Lombardy: €490B GDP (22% of Italy), Milan €228B. Po valley plains + Alps access created 1,000-year dominance. Diversified: finance, fashion, manufacturing, agriculture. €60k per capita, 4.8% unemployment.

region in Italy

By Alex Denne

Lombardy generates €490 billion annually—22% of Italy's GDP from 10 million people in 16% of the territory. Milan alone contributes €228 billion. No other Italian region comes close. The reason isn't modern: it's the Po River valley, 46,000 square kilometers of flat, irrigated plains stretching between the Alps and the Apennines. For 1,000 years, whoever controlled the Po valley controlled Northern Italy's wealth. Lombardy still does.

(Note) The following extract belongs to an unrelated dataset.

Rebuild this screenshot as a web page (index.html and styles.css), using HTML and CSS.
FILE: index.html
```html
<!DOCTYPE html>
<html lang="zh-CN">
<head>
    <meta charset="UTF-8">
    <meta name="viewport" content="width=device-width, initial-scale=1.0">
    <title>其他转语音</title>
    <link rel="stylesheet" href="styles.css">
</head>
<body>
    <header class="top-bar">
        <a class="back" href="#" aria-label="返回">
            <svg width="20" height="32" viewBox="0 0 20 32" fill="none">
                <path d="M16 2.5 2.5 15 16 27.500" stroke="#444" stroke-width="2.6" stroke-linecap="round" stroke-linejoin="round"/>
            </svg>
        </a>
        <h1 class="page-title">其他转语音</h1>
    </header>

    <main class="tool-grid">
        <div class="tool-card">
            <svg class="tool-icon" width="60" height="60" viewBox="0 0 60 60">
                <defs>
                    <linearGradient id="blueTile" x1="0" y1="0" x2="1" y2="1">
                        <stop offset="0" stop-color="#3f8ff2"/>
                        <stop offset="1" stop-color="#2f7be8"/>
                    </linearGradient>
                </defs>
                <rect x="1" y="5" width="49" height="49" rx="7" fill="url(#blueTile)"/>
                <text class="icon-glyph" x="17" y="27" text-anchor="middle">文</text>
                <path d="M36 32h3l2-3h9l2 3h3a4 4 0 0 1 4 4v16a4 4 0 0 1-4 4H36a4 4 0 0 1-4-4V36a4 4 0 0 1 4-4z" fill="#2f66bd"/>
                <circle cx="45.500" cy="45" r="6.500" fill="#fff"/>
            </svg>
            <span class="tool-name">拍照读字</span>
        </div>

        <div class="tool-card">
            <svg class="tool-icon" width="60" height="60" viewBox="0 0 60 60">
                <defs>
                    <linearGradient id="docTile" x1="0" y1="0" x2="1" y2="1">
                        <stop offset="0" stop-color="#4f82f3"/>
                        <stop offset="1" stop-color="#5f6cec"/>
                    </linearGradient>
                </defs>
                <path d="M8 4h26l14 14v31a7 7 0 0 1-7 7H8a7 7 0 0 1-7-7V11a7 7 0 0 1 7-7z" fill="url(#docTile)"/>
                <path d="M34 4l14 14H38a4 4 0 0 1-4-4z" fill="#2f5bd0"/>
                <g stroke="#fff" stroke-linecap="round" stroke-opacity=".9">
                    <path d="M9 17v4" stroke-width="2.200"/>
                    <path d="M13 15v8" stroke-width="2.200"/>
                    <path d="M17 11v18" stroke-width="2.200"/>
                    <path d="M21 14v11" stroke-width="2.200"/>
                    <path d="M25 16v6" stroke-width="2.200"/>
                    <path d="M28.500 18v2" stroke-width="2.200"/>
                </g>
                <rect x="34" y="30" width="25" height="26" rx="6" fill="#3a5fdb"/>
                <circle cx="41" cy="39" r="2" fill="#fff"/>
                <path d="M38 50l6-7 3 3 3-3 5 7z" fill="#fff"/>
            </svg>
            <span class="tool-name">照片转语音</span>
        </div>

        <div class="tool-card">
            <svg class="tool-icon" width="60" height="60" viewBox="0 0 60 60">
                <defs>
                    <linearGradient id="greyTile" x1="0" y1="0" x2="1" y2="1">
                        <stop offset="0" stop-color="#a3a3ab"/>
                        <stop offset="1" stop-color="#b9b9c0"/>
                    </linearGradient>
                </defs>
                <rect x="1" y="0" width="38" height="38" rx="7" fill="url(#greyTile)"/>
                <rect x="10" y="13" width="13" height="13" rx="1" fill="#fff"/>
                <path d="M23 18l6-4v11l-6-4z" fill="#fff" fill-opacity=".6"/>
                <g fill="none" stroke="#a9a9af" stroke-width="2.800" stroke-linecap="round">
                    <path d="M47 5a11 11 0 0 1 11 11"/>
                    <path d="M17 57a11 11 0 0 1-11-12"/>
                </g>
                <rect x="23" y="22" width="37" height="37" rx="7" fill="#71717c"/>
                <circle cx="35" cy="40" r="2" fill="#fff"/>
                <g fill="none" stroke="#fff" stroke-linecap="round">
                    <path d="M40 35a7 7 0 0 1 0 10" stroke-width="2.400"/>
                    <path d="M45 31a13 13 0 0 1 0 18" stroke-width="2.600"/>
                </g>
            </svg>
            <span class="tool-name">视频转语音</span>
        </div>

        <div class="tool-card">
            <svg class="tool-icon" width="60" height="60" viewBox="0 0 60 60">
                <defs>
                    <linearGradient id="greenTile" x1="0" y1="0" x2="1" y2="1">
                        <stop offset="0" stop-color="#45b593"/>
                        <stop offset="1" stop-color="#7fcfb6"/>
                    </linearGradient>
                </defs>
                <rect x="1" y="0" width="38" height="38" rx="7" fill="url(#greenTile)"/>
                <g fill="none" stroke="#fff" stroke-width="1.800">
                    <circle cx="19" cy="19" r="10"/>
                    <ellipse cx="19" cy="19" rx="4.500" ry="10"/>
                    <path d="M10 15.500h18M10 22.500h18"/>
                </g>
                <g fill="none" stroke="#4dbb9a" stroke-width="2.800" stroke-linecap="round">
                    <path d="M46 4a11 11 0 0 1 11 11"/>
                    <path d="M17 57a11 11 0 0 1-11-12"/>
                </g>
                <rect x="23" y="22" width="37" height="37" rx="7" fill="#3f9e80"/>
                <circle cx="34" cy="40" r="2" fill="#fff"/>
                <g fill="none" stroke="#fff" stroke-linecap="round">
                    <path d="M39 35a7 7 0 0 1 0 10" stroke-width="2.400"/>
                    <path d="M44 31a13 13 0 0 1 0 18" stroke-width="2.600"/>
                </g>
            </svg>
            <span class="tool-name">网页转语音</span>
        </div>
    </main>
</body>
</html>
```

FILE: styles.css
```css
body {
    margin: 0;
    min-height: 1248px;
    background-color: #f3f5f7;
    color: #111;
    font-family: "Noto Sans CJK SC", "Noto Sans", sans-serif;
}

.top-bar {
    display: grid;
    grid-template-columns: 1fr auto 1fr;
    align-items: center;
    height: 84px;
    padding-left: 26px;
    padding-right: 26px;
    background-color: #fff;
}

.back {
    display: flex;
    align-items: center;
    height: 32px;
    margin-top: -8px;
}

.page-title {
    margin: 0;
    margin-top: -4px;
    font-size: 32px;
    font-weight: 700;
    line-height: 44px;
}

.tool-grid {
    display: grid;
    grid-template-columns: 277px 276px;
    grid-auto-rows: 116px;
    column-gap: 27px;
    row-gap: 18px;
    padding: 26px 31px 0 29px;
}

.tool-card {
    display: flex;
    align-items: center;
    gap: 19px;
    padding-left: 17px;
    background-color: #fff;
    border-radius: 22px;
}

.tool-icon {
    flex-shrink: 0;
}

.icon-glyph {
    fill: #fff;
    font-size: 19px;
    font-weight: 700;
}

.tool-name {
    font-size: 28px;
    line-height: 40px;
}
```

The Po River—Italy's longest at 652 kilometers—drains the Alps and creates Europe's most productive agricultural land outside the Netherlands. Medieval communes understood what the land offered: year-round water for irrigation, flat terrain for farming, and the valley's east-west axis connecting Alpine passes to the Adriatic Sea. When feudal lords tried to tax this wealth, Milan, Cremona, Brescia, and Bergamo revolted in the 11th century, forming self-governing communes.

The Lombard League formalized this in 1167, uniting communes against Emperor Frederick I Barbarossa. The Battle of Legnano in 1176 proved decisive: citizen militias defeated imperial cavalry, forcing the Peace of Constance (1183) that recognized communal autonomy. Milan capitalized on this geography more successfully than rivals. Sitting at the valley's western end, it controlled routes through Alpine passes. The Navigli canal system—construction began 1179—connected Milan to the Po and Adriatic. By the 14th century, Milan's textile industry employed 17,000 of the city's 100,000 residents.

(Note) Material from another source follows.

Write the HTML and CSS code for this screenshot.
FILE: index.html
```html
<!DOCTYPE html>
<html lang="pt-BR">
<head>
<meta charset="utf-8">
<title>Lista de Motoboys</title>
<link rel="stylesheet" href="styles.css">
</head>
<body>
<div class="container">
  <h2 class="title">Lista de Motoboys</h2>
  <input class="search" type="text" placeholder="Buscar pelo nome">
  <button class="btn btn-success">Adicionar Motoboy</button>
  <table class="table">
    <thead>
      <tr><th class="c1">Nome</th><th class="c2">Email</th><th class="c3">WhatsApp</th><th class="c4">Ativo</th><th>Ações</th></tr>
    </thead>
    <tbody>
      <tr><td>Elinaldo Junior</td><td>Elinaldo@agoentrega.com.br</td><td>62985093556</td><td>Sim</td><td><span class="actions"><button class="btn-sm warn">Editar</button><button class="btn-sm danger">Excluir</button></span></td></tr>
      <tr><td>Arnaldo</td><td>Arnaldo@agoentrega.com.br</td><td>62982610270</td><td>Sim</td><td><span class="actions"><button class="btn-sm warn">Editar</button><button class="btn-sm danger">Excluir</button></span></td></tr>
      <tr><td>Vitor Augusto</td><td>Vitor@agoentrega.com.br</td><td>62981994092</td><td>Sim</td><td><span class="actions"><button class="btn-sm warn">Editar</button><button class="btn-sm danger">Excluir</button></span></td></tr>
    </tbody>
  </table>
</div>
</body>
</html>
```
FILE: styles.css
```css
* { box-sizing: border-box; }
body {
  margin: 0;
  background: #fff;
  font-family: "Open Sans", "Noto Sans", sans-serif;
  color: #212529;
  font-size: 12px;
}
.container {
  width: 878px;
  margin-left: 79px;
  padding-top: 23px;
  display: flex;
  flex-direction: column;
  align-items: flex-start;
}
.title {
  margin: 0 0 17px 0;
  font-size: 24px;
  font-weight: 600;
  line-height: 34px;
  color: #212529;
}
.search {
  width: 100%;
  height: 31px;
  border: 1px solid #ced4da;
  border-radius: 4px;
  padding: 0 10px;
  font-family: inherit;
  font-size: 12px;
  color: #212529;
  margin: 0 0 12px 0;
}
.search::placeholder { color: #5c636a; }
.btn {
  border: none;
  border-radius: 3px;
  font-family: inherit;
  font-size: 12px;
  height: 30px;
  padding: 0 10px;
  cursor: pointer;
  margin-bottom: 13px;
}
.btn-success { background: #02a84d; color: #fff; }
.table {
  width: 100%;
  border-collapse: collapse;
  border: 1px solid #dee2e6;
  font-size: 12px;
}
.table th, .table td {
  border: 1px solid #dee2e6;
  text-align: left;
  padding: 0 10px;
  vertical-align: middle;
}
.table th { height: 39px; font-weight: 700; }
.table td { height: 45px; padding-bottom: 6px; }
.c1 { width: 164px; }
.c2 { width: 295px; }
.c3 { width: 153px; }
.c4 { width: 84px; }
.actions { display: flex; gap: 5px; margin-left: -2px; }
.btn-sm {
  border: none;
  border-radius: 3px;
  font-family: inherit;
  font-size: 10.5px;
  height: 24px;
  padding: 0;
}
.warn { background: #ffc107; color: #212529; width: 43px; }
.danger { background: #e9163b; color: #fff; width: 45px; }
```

Twentieth-century industrialization followed the same geographic logic. Milan hosted Pirelli tires, Alfa Romeo, Breda rail equipment, and Montedison chemicals. Post-WWII reconstruction amplified Milan's dominance: the Italian stock exchange, major banks, publisher headquarters, and advertising agencies centralized there. Fashion followed: Armani founded in 1975, Versace in 1978. Milan Fashion Week generated €239 million economic impact in 2025.

The 2025 economy shows diversification that over-specialized regions lack. Finance contributes 14% of Milan's GDP; fashion and design 7%; advanced manufacturing 18%; services 55%. No single sector dominates. The metropolitan area's €60,000 GDP per capita—double Italy's national average—reflects accumulated advantages compounding over centuries.

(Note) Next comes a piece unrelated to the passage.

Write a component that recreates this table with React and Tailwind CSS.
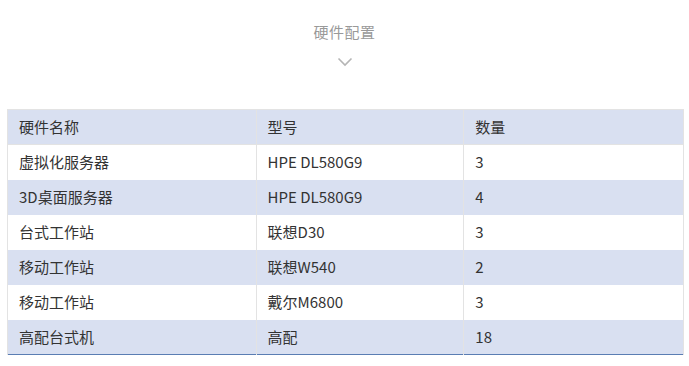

Lombardy's agricultural base remains productive: 23% of Italy's rice production, extensive dairy, corn, and wheat. The Alps provide hydroelectric power. The Po valley's strategic position between Mediterranean and Northern Europe serves container logistics and air freight through Malpensa Airport (28 million passengers annually).

The region's 10 million residents—16% of Italy's population—generate 22% of national GDP. Unemployment sits at 4.8% versus 8.1% nationally. Provincial cities prosper: Bergamo, Brescia, Pavia all host specialized industries. By 2026, Lombardy faces challenges of managing success: infrastructure strain, housing costs in Milan (€4,500/m² in prime districts), environmental pressure. These are problems of economies operating near capacity. The Lombard League defeated an emperor to preserve commercial autonomy in 1176. That autonomy, converted to modern corporations and financial markets, still generates 22% of Italy's GDP 850 years later.